In the summer, the only time I’m reading in the greenhouse is when I’m looking up a plant problem, and even then, it doesn’t happen much (reading that is) in the greenhouse in the summer cause the greenhouse is filled with plants and plant projects. I’m too busy watering or planting, re-potting, cleaning, and repeat.

My greenhouse space is quiet, however, no matter the season. The things I hear are the occasional dried up leaves blowing across the slanted roof top, or a turkey making a cooing sound to his fellow wild friends. Sometimes I’ll hear a hawk – and once, a hawk landed on the top of the greenhouse roof to observe the bird feeder on a tree nearby for his own living tasty treats. He swooped down over to the feeder from the greenhouse roof – what a sight to behold as I was sitting quietly reading, looking up and seeing the span of wings.
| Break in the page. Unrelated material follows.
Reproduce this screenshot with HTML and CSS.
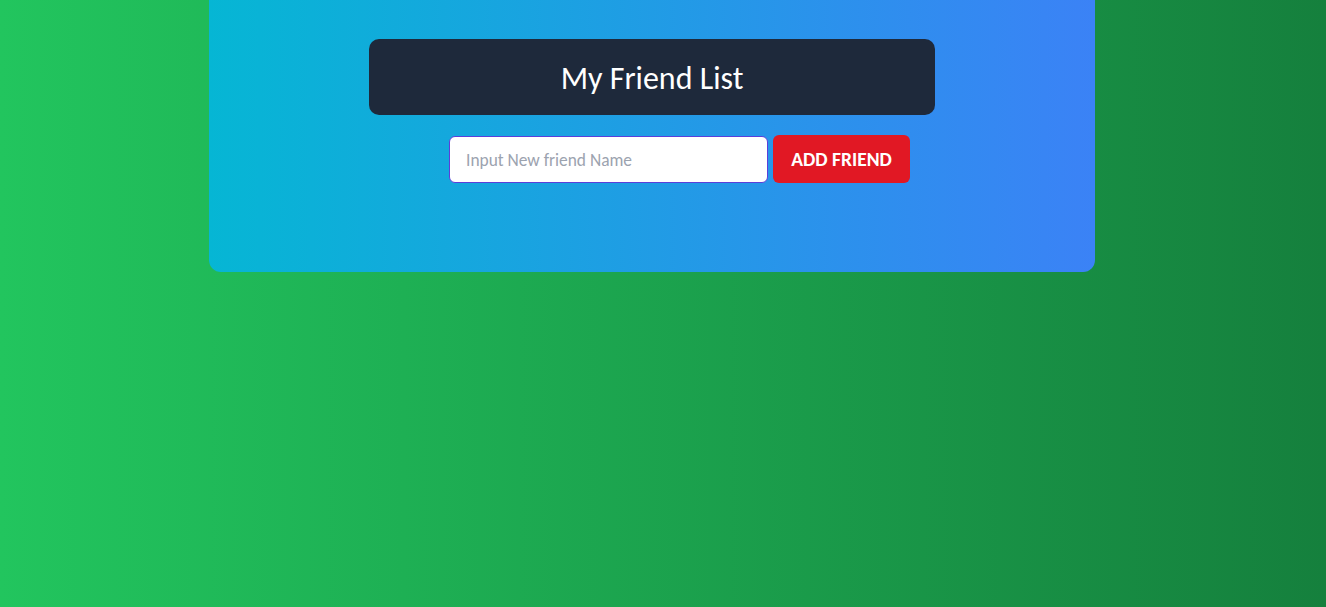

And, lastly, sometimes I hear a faint meow from my cat walking by, or hear tons of birds chirping in the brush behind the greenhouse – they love that stuff.

Anyhow, my point being – I do read, but it seems always to learn about plants – Plants! Plants! Plants! How did this planting thing become such a crazy (as in Container Crazy CT) obsession? Well, let’s not go there – that is another LONG story.

This year provided me with MANY new challenges and ventures. I decided to try my hand at houseplants – and WOW, was that ever a fun new gig. I met a wonderful grower, who truly supports me and treats me with respect. I feel this is a gift. A plant connection friendship formed and little did I know – I would learn a tremendous lot about houseplants – by observing, growing them, caring for them, and asking questions when I didn’t know the answer – it’s been all good. And now, I’m fond of them more than ever before. However, no worries, friends. I will continue to offer my other usual too, from perennials to wildly large tropicals. I just like to mix it up every year. It helps us all to grow as plant lovers. Plus, it is fun.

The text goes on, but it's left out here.